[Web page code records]
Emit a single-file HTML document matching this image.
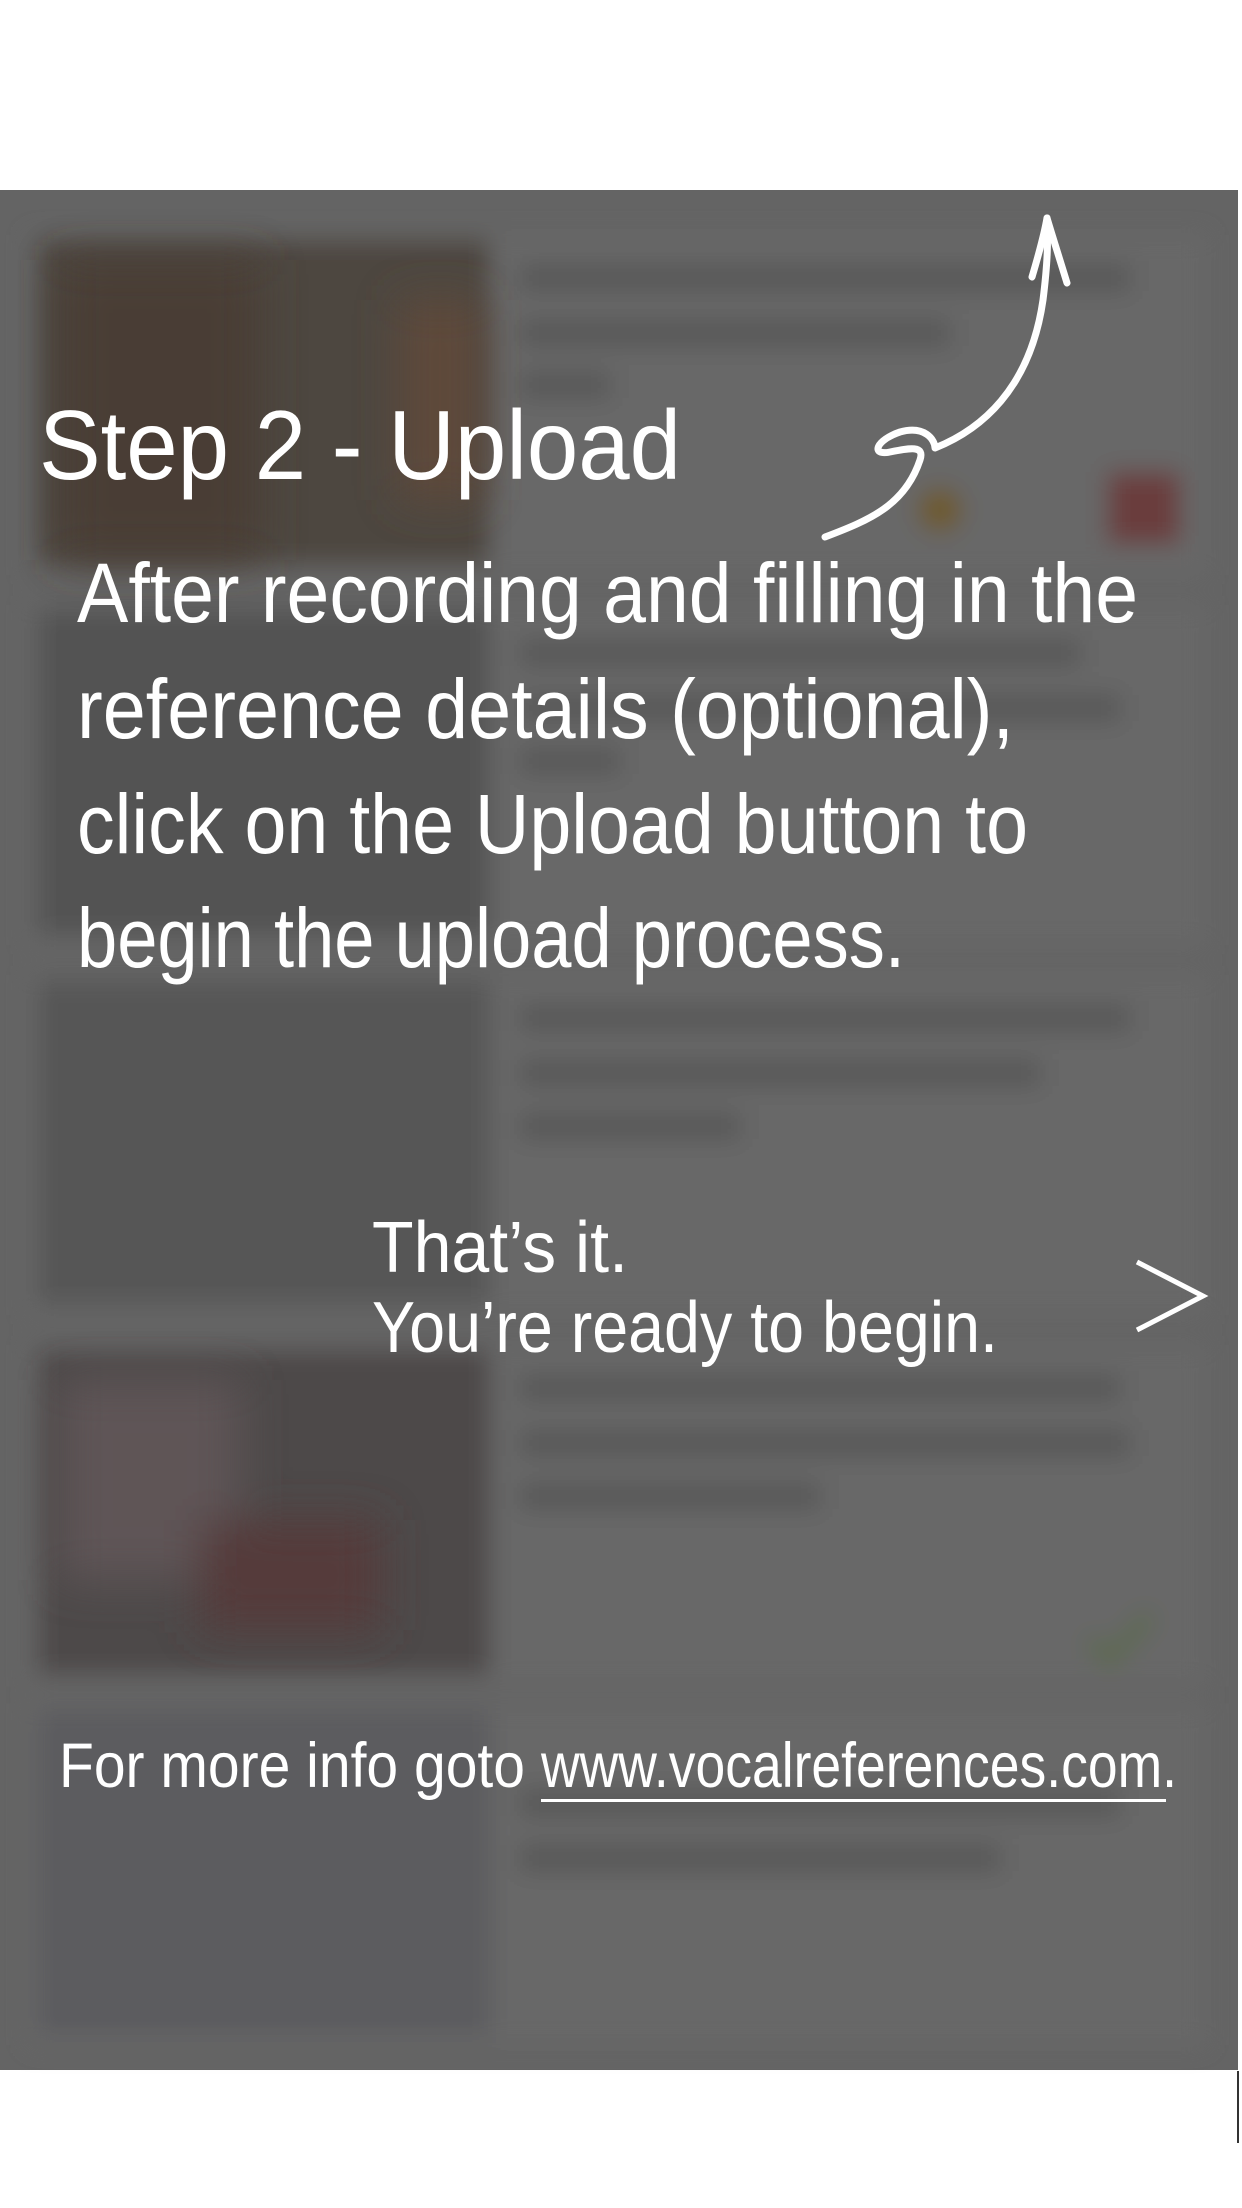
<!DOCTYPE html>
<html><head><meta charset="utf-8"><style>html,body{margin:0;padding:0;background:#fff}svg{display:block}</style></head>
<body>
<svg width="1242" height="2208" viewBox="0 0 1242 2208" xmlns="http://www.w3.org/2000/svg">
<defs>
<filter id="b" x="-10%" y="-10%" width="120%" height="120%"><feGaussianBlur stdDeviation="12"/></filter>
<filter id="b2" x="-10%" y="-10%" width="120%" height="120%"><feGaussianBlur stdDeviation="22"/></filter>
</defs>
<rect x="0" y="190" width="1238" height="1880" fill="#646464"/>
<g filter="url(#b)">
  <rect x="30" y="235" width="1175" height="340" fill="#676767"/>
  <rect x="30" y="605" width="1175" height="340" fill="#676767"/>
  <rect x="30" y="975" width="1175" height="340" fill="#676767"/>
  <rect x="30" y="1345" width="1175" height="340" fill="#676767"/>
  <rect x="30" y="1705" width="1175" height="340" fill="#676767"/>
  <rect x="38" y="240" width="452" height="325" fill="#4e4740"/>
  <rect x="38" y="610" width="452" height="325" fill="#525252"/>
  <rect x="38" y="980" width="452" height="325" fill="#575757"/>
  <rect x="38" y="1350" width="452" height="325" fill="#4e4a4a"/>
  <rect x="38" y="1710" width="452" height="325" fill="#5c5c5e"/>
  <g fill="#575757">
    <rect x="520" y="265" width="610" height="26"/><rect x="520" y="320" width="430" height="26"/><rect x="520" y="372" width="90" height="26"/>
    <rect x="520" y="640" width="560" height="26"/><rect x="520" y="695" width="600" height="26"/><rect x="520" y="748" width="100" height="26"/>
    <rect x="520" y="1005" width="610" height="26"/><rect x="520" y="1060" width="520" height="26"/><rect x="520" y="1113" width="220" height="26"/>
    <rect x="520" y="1375" width="600" height="26"/><rect x="520" y="1430" width="610" height="26"/><rect x="520" y="1483" width="300" height="26"/>
    <rect x="520" y="1790" width="600" height="26"/><rect x="520" y="1845" width="480" height="26"/>
  </g>
  <rect x="1108" y="472" width="72" height="72" fill="#6a3e3c"/>
  <circle cx="940" cy="510" r="22" fill="#6e5a2c"/>
  <path d="M1090 1640 l20 20 l40 -45" stroke="#5c6a4c" stroke-width="14" fill="none"/>
</g>
<g filter="url(#b2)">
  <rect x="60" y="260" width="200" height="300" fill="#4a3e34"/>
  <rect x="400" y="300" width="80" height="200" fill="#5e4a3a"/>
  <rect x="60" y="1380" width="180" height="200" fill="#5e5456"/>
  <rect x="200" y="1520" width="180" height="110" fill="#553a3a"/>
</g>
<rect x="1237" y="2071" width="2" height="72" fill="#333"/>
<g fill="#fff" font-family="'Liberation Sans', sans-serif">
  <text x="39" y="479" font-size="98" textLength="642" lengthAdjust="spacingAndGlyphs">Step 2 - Upload</text>
  <text x="77" y="622" font-size="84" textLength="1061" lengthAdjust="spacingAndGlyphs">After recording and filling in the</text>
  <text x="77" y="738" font-size="84" textLength="937" lengthAdjust="spacingAndGlyphs">reference details (optional),</text>
  <text x="77" y="853" font-size="84" textLength="951" lengthAdjust="spacingAndGlyphs">click on the Upload button to</text>
  <text x="77" y="967" font-size="84" textLength="828" lengthAdjust="spacingAndGlyphs">begin the upload process.</text>
  <text x="372" y="1272" font-size="72" textLength="256" lengthAdjust="spacingAndGlyphs">That’s it.</text>
  <text x="372" y="1352" font-size="72" textLength="626" lengthAdjust="spacingAndGlyphs">You’re ready to begin.</text>
  <text x="59" y="1787" font-size="63" textLength="466" lengthAdjust="spacingAndGlyphs">For more info goto</text>
  <text x="541" y="1787" font-size="63" textLength="636" lengthAdjust="spacingAndGlyphs">www.vocalreferences.com.</text>
</g>
<rect x="541" y="1799" width="625" height="3" fill="#fff"/>
<polyline points="1137,1262 1203,1296 1137,1330" fill="none" stroke="#fff" stroke-width="5"/>
<g fill="none" stroke="#fff" stroke-width="7" stroke-linecap="round" stroke-linejoin="round">
  <path d="M825 537 C870 520 905 505 920 460 C925 445 910 448 890 452 C870 456 876 440 900 432 C925 425 935 440 935 448 C980 430 1030 390 1043 300 C1048 260 1048 240 1047 218"/>
  <path d="M1032 277 C1040 250 1045 230 1047 218 C1052 235 1060 260 1067 283"/>
</g>
</svg>
</body></html>
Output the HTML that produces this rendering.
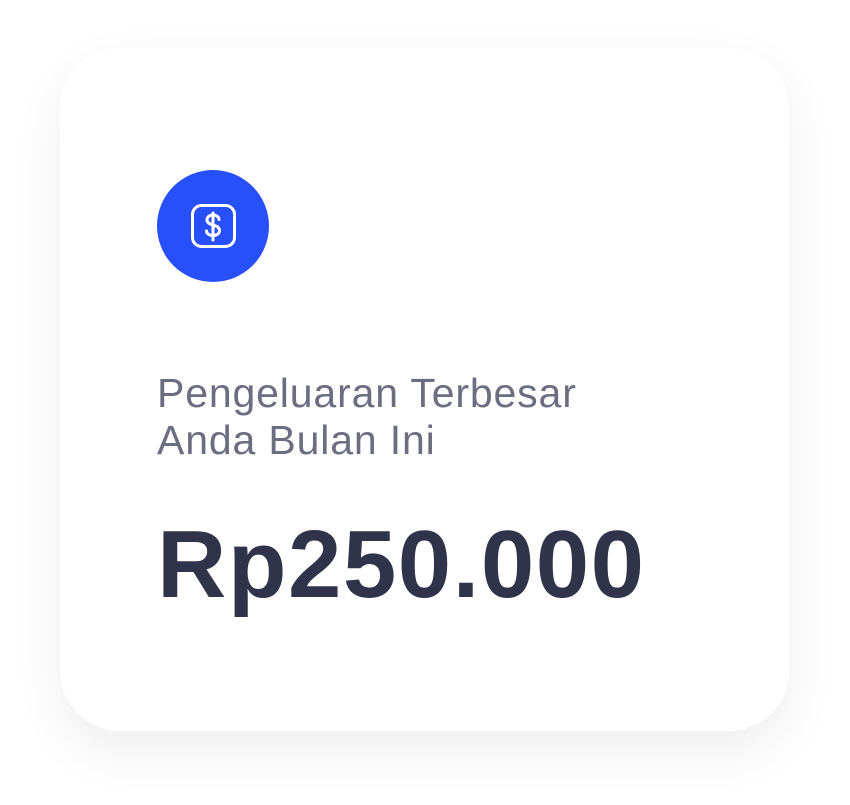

**DO THIS:**
Omit the pictures and give the material again, exactly and in full.

**THE ANSWER:**
Emit a single-file HTML document matching this image.
<!DOCTYPE html>
<html><head><meta charset="utf-8"><style>html,body{margin:0;padding:0;background:#fff}svg{display:block}</style></head>
<body>
<svg width="1242" height="2208" viewBox="0 0 1242 2208" xmlns="http://www.w3.org/2000/svg">
<defs>
<filter id="b" x="-10%" y="-10%" width="120%" height="120%"><feGaussianBlur stdDeviation="12"/></filter>
<filter id="b2" x="-10%" y="-10%" width="120%" height="120%"><feGaussianBlur stdDeviation="22"/></filter>
</defs>
<rect x="0" y="190" width="1238" height="1880" fill="#646464"/>
<g filter="url(#b)">
  <rect x="30" y="235" width="1175" height="340" fill="#676767"/>
  <rect x="30" y="605" width="1175" height="340" fill="#676767"/>
  <rect x="30" y="975" width="1175" height="340" fill="#676767"/>
  <rect x="30" y="1345" width="1175" height="340" fill="#676767"/>
  <rect x="30" y="1705" width="1175" height="340" fill="#676767"/>
  <rect x="38" y="240" width="452" height="325" fill="#4e4740"/>
  <rect x="38" y="610" width="452" height="325" fill="#525252"/>
  <rect x="38" y="980" width="452" height="325" fill="#575757"/>
  <rect x="38" y="1350" width="452" height="325" fill="#4e4a4a"/>
  <rect x="38" y="1710" width="452" height="325" fill="#5c5c5e"/>
  <g fill="#575757">
    <rect x="520" y="265" width="610" height="26"/><rect x="520" y="320" width="430" height="26"/><rect x="520" y="372" width="90" height="26"/>
    <rect x="520" y="640" width="560" height="26"/><rect x="520" y="695" width="600" height="26"/><rect x="520" y="748" width="100" height="26"/>
    <rect x="520" y="1005" width="610" height="26"/><rect x="520" y="1060" width="520" height="26"/><rect x="520" y="1113" width="220" height="26"/>
    <rect x="520" y="1375" width="600" height="26"/><rect x="520" y="1430" width="610" height="26"/><rect x="520" y="1483" width="300" height="26"/>
    <rect x="520" y="1790" width="600" height="26"/><rect x="520" y="1845" width="480" height="26"/>
  </g>
  <rect x="1108" y="472" width="72" height="72" fill="#6a3e3c"/>
  <circle cx="940" cy="510" r="22" fill="#6e5a2c"/>
  <path d="M1090 1640 l20 20 l40 -45" stroke="#5c6a4c" stroke-width="14" fill="none"/>
</g>
<g filter="url(#b2)">
  <rect x="60" y="260" width="200" height="300" fill="#4a3e34"/>
  <rect x="400" y="300" width="80" height="200" fill="#5e4a3a"/>
  <rect x="60" y="1380" width="180" height="200" fill="#5e5456"/>
  <rect x="200" y="1520" width="180" height="110" fill="#553a3a"/>
</g>
<rect x="1237" y="2071" width="2" height="72" fill="#333"/>
<g fill="#fff" font-family="'Liberation Sans', sans-serif">
  <text x="39" y="479" font-size="98" textLength="642" lengthAdjust="spacingAndGlyphs">Step 2 - Upload</text>
  <text x="77" y="622" font-size="84" textLength="1061" lengthAdjust="spacingAndGlyphs">After recording and filling in the</text>
  <text x="77" y="738" font-size="84" textLength="937" lengthAdjust="spacingAndGlyphs">reference details (optional),</text>
  <text x="77" y="853" font-size="84" textLength="951" lengthAdjust="spacingAndGlyphs">click on the Upload button to</text>
  <text x="77" y="967" font-size="84" textLength="828" lengthAdjust="spacingAndGlyphs">begin the upload process.</text>
  <text x="372" y="1272" font-size="72" textLength="256" lengthAdjust="spacingAndGlyphs">That’s it.</text>
  <text x="372" y="1352" font-size="72" textLength="626" lengthAdjust="spacingAndGlyphs">You’re ready to begin.</text>
  <text x="59" y="1787" font-size="63" textLength="466" lengthAdjust="spacingAndGlyphs">For more info goto</text>
  <text x="541" y="1787" font-size="63" textLength="636" lengthAdjust="spacingAndGlyphs">www.vocalreferences.com.</text>
</g>
<rect x="541" y="1799" width="625" height="3" fill="#fff"/>
<polyline points="1137,1262 1203,1296 1137,1330" fill="none" stroke="#fff" stroke-width="5"/>
<g fill="none" stroke="#fff" stroke-width="7" stroke-linecap="round" stroke-linejoin="round">
  <path d="M825 537 C870 520 905 505 920 460 C925 445 910 448 890 452 C870 456 876 440 900 432 C925 425 935 440 935 448 C980 430 1030 390 1043 300 C1048 260 1048 240 1047 218"/>
  <path d="M1032 277 C1040 250 1045 230 1047 218 C1052 235 1060 260 1067 283"/>
</g>
</svg>
</body></html>
Output the HTML that produces this rendering.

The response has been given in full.